The projected increase in the number of Americans aged 65 and over is expected to result in a corresponding increase in the number of cases of elder abuse, which suggests an urgent need for comprehensive consideration of means by which such abuse can be prevented, reported, and prosecuted by Federal and State authorities.

(4)

Violent, physical, and sexual assaults upon older Americans are particularly abhorrent and should be prosecuted vigorously by Federal and State law enforcement authorities.
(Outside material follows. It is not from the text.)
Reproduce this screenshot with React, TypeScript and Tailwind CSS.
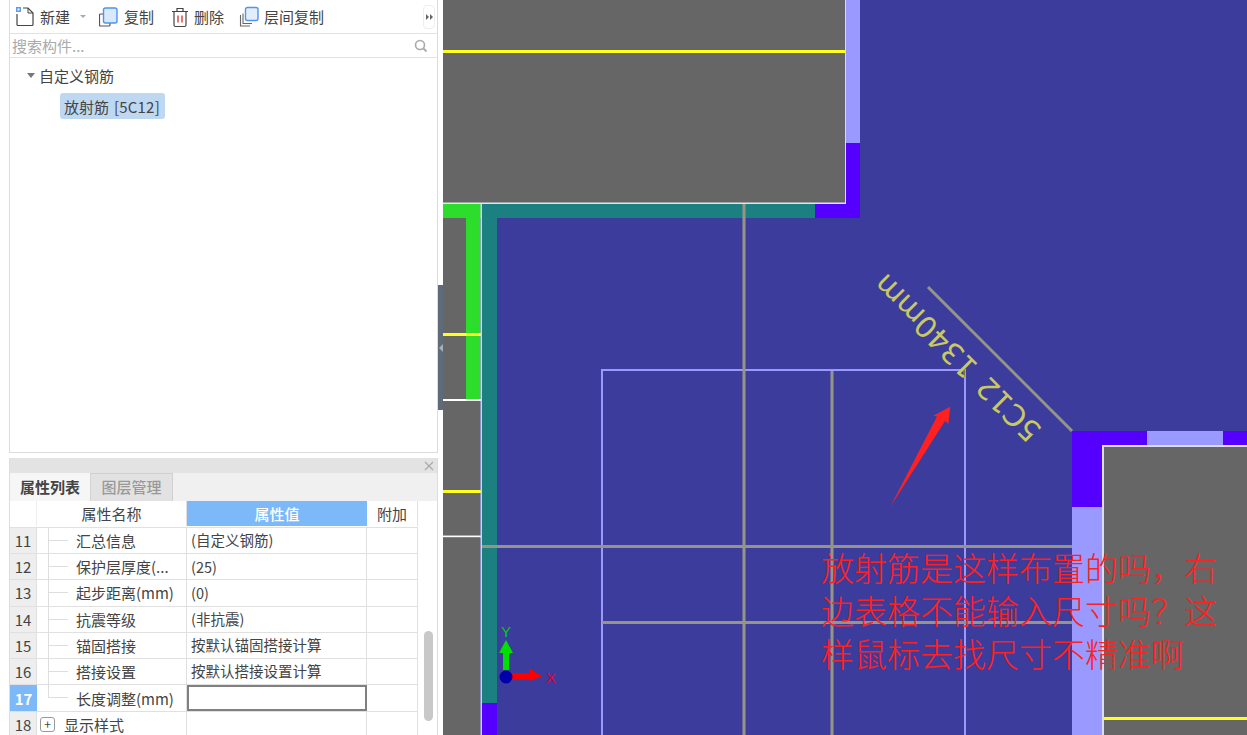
const font = "font-['Noto_Sans_CJK_SC','Liberation_Sans',sans-serif]";

const rows = [
  { n: 11, name: "汇总信息", value: "(自定义钢筋)" },
  { n: 12, name: "保护层厚度(...", value: "(25)" },
  { n: 13, name: "起步距离(mm)", value: "(0)" },
  { n: 14, name: "抗震等级", value: "(非抗震)" },
  { n: 15, name: "锚固搭接", value: "按默认锚固搭接计算" },
  { n: 16, name: "搭接设置", value: "按默认搭接设置计算" },
];

function NewIcon() {
  return (
    <svg width="20" height="22" viewBox="0 0 20 22" fill="none">
      <path d="M2 8v10.500a1 1 0 0 0 1 1h14a1 1 0 0 0 1-1V7l-5-5H8" stroke="#444" strokeWidth="1.2" />
      <path d="M13 2v5h5" stroke="#444" strokeWidth="1" />
      <rect x="1" y="1" width="5" height="5" fill="#5b9bf0" />
      <rect x="2.500" y="2.500" width="2" height="2" fill="#fff" />
    </svg>
  );
}

function CopyIcon() {
  return (
    <svg width="20" height="22" viewBox="0 0 20 22" fill="none">
      <path d="M4 8H1.500a1 1 0 0 0-1 1v10a1 1 0 0 0 1 1H10a1 1 0 0 0 1-1v-2" stroke="#555" strokeWidth="1.2" />
      <rect x="4.500" y="2" width="13.500" height="15" rx="2" fill="#d9e8fb" stroke="#4f94ee" strokeWidth="1.4" />
    </svg>
  );
}

function TrashIcon() {
  return (
    <svg width="18" height="22" viewBox="0 0 18 22" fill="none">
      <path d="M1 5.500h16M6 5V2.500h6V5" stroke="#444" strokeWidth="1.2" />
      <path d="M3 6v13a1.500 1.500 0 0 0 1.500 1.500h9A1.500 1.500 0 0 0 15 19V6" stroke="#444" strokeWidth="1.2" />
      <path d="M7 9.500v7M11 9.500v7" stroke="#e23b3b" strokeWidth="1.4" />
    </svg>
  );
}

function LayerCopyIcon() {
  return (
    <svg width="20" height="22" viewBox="0 0 20 22" fill="none">
      <path d="M1.500 9v11H11M4 7.500v10h9" stroke="#666" strokeWidth="1.1" />
      <rect x="6.500" y="1.500" width="12.500" height="13" rx="2" fill="#e4eefb" stroke="#4f94ee" strokeWidth="1.4" />
    </svg>
  );
}

function ToolItem({ icon, label, className }: { icon: React.ReactNode; label: string; className: string }) {
  return (
    <div className={`flex items-center gap-[5px] ${className}`}>
      {icon}
      <span>{label}</span>
    </div>
  );
}

function ComponentPanel() {
  return (
    <div className="h-[453px] flex flex-col border-x border-b border-[#dcdcdc] bg-white">
      <div className="h-[34px] flex items-center border-b border-[#e2e2e2] pl-[5px] text-[#444]">
        <ToolItem icon={<NewIcon />} label="新建" className="w-[64px]" />
        <span className="w-[20px] pl-[1px]">
          <span className="block w-0 h-0 border-x-[3px] border-x-transparent border-t-[3px] border-t-[#aaa]" />
        </span>
        <ToolItem icon={<CopyIcon />} label="复制" className="w-[72px]" />
        <ToolItem icon={<TrashIcon />} label="删除" className="w-[68px]" />
        <ToolItem icon={<LayerCopyIcon />} label="层间复制" className="w-[100px]" />
        <div className="ml-auto mr-[2px] h-[24px] w-[12px] flex items-center justify-center gap-px rounded-sm border border-[#eee]">
          <span className="w-0 h-0 border-y-[3px] border-y-transparent border-l-[3px] border-l-[#666]" />
          <span className="w-0 h-0 border-y-[3px] border-y-transparent border-l-[3px] border-l-[#666]" />
        </div>
      </div>
      <div className="h-[24px] flex items-center justify-between border-b border-[#e2e2e2] pl-[2px] pr-[9px] text-[#aaa]">
        <span>搜索构件...</span>
        <svg width="14" height="14" viewBox="0 0 14 14" fill="none">
          <circle cx="6" cy="6" r="4.500" stroke="#aaa" strokeWidth="1.6" />
          <path d="M9.500 9.500L12.500 12.500" stroke="#aaa" strokeWidth="1.8" />
        </svg>
      </div>
      <div className="flex-1 pt-[4px] text-[#444]">
        <div className="h-[26px] flex items-center pl-[17px]">
          <span className="w-0 h-0 mr-[4px] border-x-[4px] border-x-transparent border-t-[5px] border-t-[#777]" />
          <span>自定义钢筋</span>
        </div>
        <div className="mt-[5px] ml-[50px] w-[105px] h-[26px] flex items-center pl-[4px] rounded-[3px] bg-[#bfd8f2]">
          <span>放射筋</span>
          <span className="ml-[5px] tracking-[0.2px]">[5C12]</span>
        </div>
      </div>
    </div>
  );
}

function NameCell({ name, last }: { name: string; last?: boolean }) {
  return (
    <div className="w-[150px] h-full flex items-center border-r border-[#e0e0e0] text-[#444]">
      <span className={`ml-[11px] w-[20px] border-l border-[#dedede] ${last ? "h-1/2 self-start border-b" : "h-full flex items-center"}`}>
        {!last && <span className="block h-px w-full bg-[#dedede]" />}
      </span>
      <span className="ml-[8px] whitespace-nowrap">{name}</span>
    </div>
  );
}

function PropertyPanel() {
  return (
    <div className="flex-1 flex flex-col border-x border-[#dcdcdc] bg-white min-h-0">
      <div className="h-[15px] flex items-center justify-end bg-[#e3e3e3] pr-[3px]">
        <svg width="10" height="10" viewBox="0 0 10 10">
          <path d="M1 1L9 9M9 1L1 9" stroke="#aaa" strokeWidth="1.3" />
        </svg>
      </div>
      <div className="h-[28px] flex items-end bg-[#f0f0f0]">
        <div className="w-[81px] h-[28px] pb-[2px] flex items-center justify-center bg-[#f6f6f6] border-r border-[#d4d4d4] font-bold text-[#444]">
          属性列表
        </div>
        <div className="w-[82px] h-[28px] pb-[2px] flex items-center justify-center bg-[#e2e2e2] border-r border-t border-[#d0d0d0] font-medium text-[#999]">
          图层管理
        </div>
      </div>
      <div className="flex-1 flex min-h-0">
        <div className="w-[408px] shrink-0">
          <div className="h-[27px] pb-px flex items-center border-b border-[#e0e0e0]">
            <div className="w-[27px] h-full border-r border-[#eee]" />
            <div className="w-[150px] h-full flex items-center justify-center border-r border-[#e0e0e0] text-[#444]">属性名称</div>
            <div className="w-[180px] h-full flex items-center justify-center bg-[#7db8f8] font-medium text-white">属性值</div>
            <div className="w-[51px] h-full flex items-center justify-center border-r border-[#e0e0e0] text-[#444]">附加</div>
          </div>
          {rows.map((r) => (
            <div key={r.n} className="h-[26.2px] flex items-center border-b border-[#e0e0e0]">
              <div className="w-[27px] h-full flex items-center justify-center bg-[#eeeeee] border-r border-[#e0e0e0] text-[#444]">{r.n}</div>
              <NameCell name={r.name} />
              <div className="w-[180px] h-full flex items-center pl-[4px] border-r border-[#e0e0e0] whitespace-nowrap text-[14.5px] text-[#444]">{r.value}</div>
              <div className="w-[51px] h-full border-r border-[#e0e0e0]" />
            </div>
          ))}
          <div className="h-[27px] flex items-center border-b border-[#e0e0e0]">
            <div className="w-[27px] h-full flex items-center justify-center bg-[#7db8f8] font-bold text-white">17</div>
            <NameCell name="长度调整(mm)" last />
            <div className="w-[180px] h-full border-2 border-[#808080]" />
            <div className="w-[51px] h-full border-r border-[#e0e0e0]" />
          </div>
          <div className="h-[26px] pb-[2px] flex items-center">
            <div className="w-[27px] h-full flex items-center justify-center bg-[#eeeeee] border-r border-[#e0e0e0] text-[#444]">18</div>
            <div className="w-[150px] h-full flex items-center border-r border-[#e0e0e0] text-[#444]">
              <span className="ml-[3px] mr-[9px] w-[15px] h-[15px] flex items-center justify-center rounded-[3px] border border-[#999] text-[12px] leading-none">+</span>
              <span>显示样式</span>
            </div>
            <div className="w-[180px] h-full border-r border-[#e0e0e0]" />
            <div className="w-[51px] h-full border-r border-[#e0e0e0]" />
          </div>
        </div>
        <div className="flex-1 pt-[130px] pl-[6px]">
          <div className="w-[9px] h-[90px] rounded-full bg-[#c8c8c8]" />
        </div>
      </div>
    </div>
  );
}

// coordinates below are in the page's own pixels, the group shifts them into the canvas
function Drawing() {
  const gray = "#666666";
  const violet = "#5500ff";
  const lilac = "#9999ff";
  const rebar = "#959585";
  const yellow = "#ffff20";
  return (
    <svg className="absolute inset-0" width="804" height="735" viewBox="0 0 804 735">
      <g transform="translate(-443 0)">
        <rect x="443" y="0" width="402" height="203" fill={gray} />
        <rect x="443" y="50" width="402" height="3" fill={yellow} />
        <rect x="845" y="0" width="1.500" height="204" fill="#d8d8ee" />
        <rect x="443" y="202.500" width="403" height="2" fill="#e4e4ee" />
        <rect x="846" y="0" width="14" height="143" fill={lilac} />
        <rect x="846" y="143" width="14" height="75" fill={violet} />
        <rect x="815" y="204" width="45" height="14" fill={violet} />
        <rect x="482" y="204" width="333" height="14" fill="#1c8080" />
        <rect x="482" y="204" width="15" height="499" fill="#1c8080" />
        <rect x="482" y="703" width="15" height="32" fill={violet} />
        <rect x="443" y="204" width="38" height="14" fill="#2cdd2c" />
        <rect x="466" y="218" width="14.500" height="181" fill="#2cdd2c" />
        <rect x="443" y="218" width="23" height="181" fill={gray} />
        <rect x="443" y="399" width="38" height="2" fill="#fff" />
        <rect x="443" y="401" width="37.500" height="134.500" fill={gray} />
        <rect x="443" y="535.500" width="38" height="2" fill="#fff" />
        <rect x="443" y="537.500" width="37.500" height="198" fill={gray} />
        <rect x="443" y="333" width="38" height="3" fill={yellow} />
        <rect x="443" y="490" width="38" height="3" fill={yellow} />
        <rect x="480.500" y="204" width="1.500" height="531" fill="#d0d0ff" />
        <path d="M602 735V370H965V735" stroke={lilac} strokeWidth="2" fill="none" />
        <g stroke={rebar} strokeWidth="3">
          <path d="M744 204V735" />
          <path d="M832 371V735" />
          <path d="M482 546.500H1100" />
          <path d="M602 622.500H1072" />
        </g>
        <path d="M928 287L1072 431" stroke={rebar} strokeWidth="3" />
        <rect x="1072" y="431" width="75" height="15" fill={violet} />
        <rect x="1147" y="431" width="76" height="15" fill={lilac} />
        <rect x="1223" y="431" width="24" height="15" fill={violet} />
        <rect x="1072" y="446" width="30" height="61" fill={violet} />
        <rect x="1072" y="507" width="30" height="228" fill={lilac} />
        <rect x="1102" y="445" width="145" height="290" fill="#dcdcf0" />
        <rect x="1104" y="447" width="143" height="288" fill={gray} />
        <rect x="1104" y="717" width="143" height="3" fill={yellow} />
        <path d="M964 369V377" stroke="#77772a" strokeWidth="2" />
        <text
          transform="translate(1043 429) rotate(225)"
          fontFamily="'DejaVu Sans', sans-serif"
          fontSize="29.5"
          wordSpacing="3"
          fill="#c8c864"
        >
          5C12 1340mm
        </text>
        <path d="M950.300 406.700L933.300 415.700L937 416.500L890 507.300L945 421L948.300 424Z" fill="#ff2020" />
        <path d="M506 640L513 653H509V670H503V653H499Z" fill="#00e000" />
        <path d="M512 673H529V668L542 676.500L529 681V679.500H512Z" fill="#ff0000" />
        <circle cx="506" cy="677" r="6.500" fill="#0000a8" />
        <text x="501" y="637" fontFamily="'Liberation Sans', sans-serif" fontSize="15" fill="#00d000">Y</text>
        <text x="546" y="683" fontFamily="'Liberation Sans', sans-serif" fontSize="15" fill="#e00030">X</text>
      </g>
    </svg>
  );
}

export default function App() {
  return (
    <div className={`w-[1247px] h-[735px] flex overflow-hidden bg-white text-[15px] leading-none ${font}`}>
      <div className="w-[438px] shrink-0 flex flex-col pl-[9px]">
        <ComponentPanel />
        <div className="h-[5px] shrink-0" />
        <PropertyPanel />
      </div>
      <div className="w-[5px] shrink-0">
        <div className="h-[285px]" />
        <div className="h-[125px] flex items-center justify-center bg-[#5f6b78]">
          <span className="w-0 h-0 border-y-[4px] border-y-transparent border-r-[4px] border-r-[#a8b0b8]" />
        </div>
      </div>
      <div className="relative flex-1 bg-[#3c3c9c]">
        <Drawing />
        <div className="absolute left-[378px] top-[546px] w-[400px] text-[33px] leading-[43px] font-light text-[#ff2020]">
          <p className="whitespace-nowrap">放射筋是这样布置的吗，右</p>
          <p className="whitespace-nowrap">边表格不能输入尺寸吗？这</p>
          <p className="whitespace-nowrap">样鼠标去找尺寸不精准啊</p>
        </div>
      </div>
    </div>
  );
}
Such acts should be deterred by appropriate penalties including enhanced penalties and the elimination of parole for individuals convicted of violent sexual offenses against the elderly.

3.

No parole for sexual offenses committed against the elderly or for sexually violent predators

(a)

In General

For each fiscal year after the expiration of the period specified in subsection (b)(1) in which a State receives funds for a program referred to in subsection (b)(2), the State shall have in effect throughout the State laws and policies that prohibit parole for any individual who is—

(1)

convicted of a criminal sexual offense against a victim who is elderly, which shall include any such offense under State law for conduct that would constitute an offense under chapter 109A of title 18, United States Code, had the conduct occurred in the special maritime and territorial jurisdiction of the United States or in a Federal prison; or

(2)

a sexually violent predator.

(b)

Compliance and Ineligibility

(1)

Compliance date

Each State shall have not more than 3 years from the date of enactment of this Act to comply with subsection (a), except that—

(A)

the Attorney General may grant an additional 2 years to a State that is making good faith efforts to comply with such subsection; and

(B)

the Attorney General shall waive the requirements of subsection (a) if compliance with such subsection by a State would be unconstitutional under the constitution of such State.

(2)

Ineligibility for funds

For any fiscal year after the expiration of the period specified in paragraph (1), a State that fails to comply with subsection (a) shall not receive 10 percent of the funds that would otherwise be allocated for that fiscal year to the State under subpart 1 of part E of title I of the Omnibus Crime Control and Safe Streets Act of 1968 (42 U.S.C. 3750 et seq.), whether characterized as the Edward Byrne Memorial State and Local Law Enforcement Assistance Programs, the Local Government Law Enforcement Block Grants Program, the Edward Byrne Memorial Justice Assistance Grant Program, or otherwise.

(c)

Reallocation

Amounts not allocated under a program referred to in subsection (b)(2) to a State for failure to fully comply with subsection (a) shall be reallocated under that program to States that have not failed to comply with such subsection.

(d)

Definition

For the purposes of this section, the term sexually violent predator means a person who has been convicted of a sexually violent offense and who suffers from a mental abnormality or personality disorder that makes the person likely to engage in predatory sexually violent offenses.

4.

Amendment to the Federal sentencing guidelines

(a)

Request for immediate consideration by the united states sentencing commission

Pursuant to its authority under section 994(p) of title 28, United States Code, and in accordance with this section, the United States Sentencing Commission is requested to—

(1)

promptly review the sentencing guidelines applicable to sexual offenses committed against the elderly;

(2)

expeditiously consider the promulgation of new sentencing guidelines or amendments to existing sentencing guidelines to provide an enhancement for such offenses; and

(3)

submit to Congress an explanation of actions taken by the Sentencing Commission pursuant to paragraph (2) and any additional policy recommendations the Sentencing Commission may have for combating offenses described in paragraph (1).

(b)

Considerations in review

In carrying out this section, the Sentencing Commission is requested to—

(1)

ensure that the sentencing guidelines and policy statements reflect the serious nature of such offenses and the need for aggressive and appropriate law enforcement action to prevent such offenses;

(2)

assure reasonable consistency with other relevant directives and with other guidelines;

(3)

account for any aggravating or mitigating circumstances that might justify exceptions, including circumstances for which the sentencing guidelines currently provide sentencing enhancements;

(4)

make any necessary conforming changes to the sentencing guidelines; and

(5)

assure that the guidelines adequately meet the purposes of sentencing as set forth in section 3553(a)(2) of title 18, United States Code.

(c)

Emergency authority and deadline for commission action

The United States Sentencing Commission is requested to promulgate the guidelines or amendments provided for under this section as soon as practicable, and in any event not later than the 180 days after the date of enactment of this Act, in accordance with the procedures sent forth in section 21(a) of the Sentencing Reform Act of 1987, as though the authority under that Act had not expired.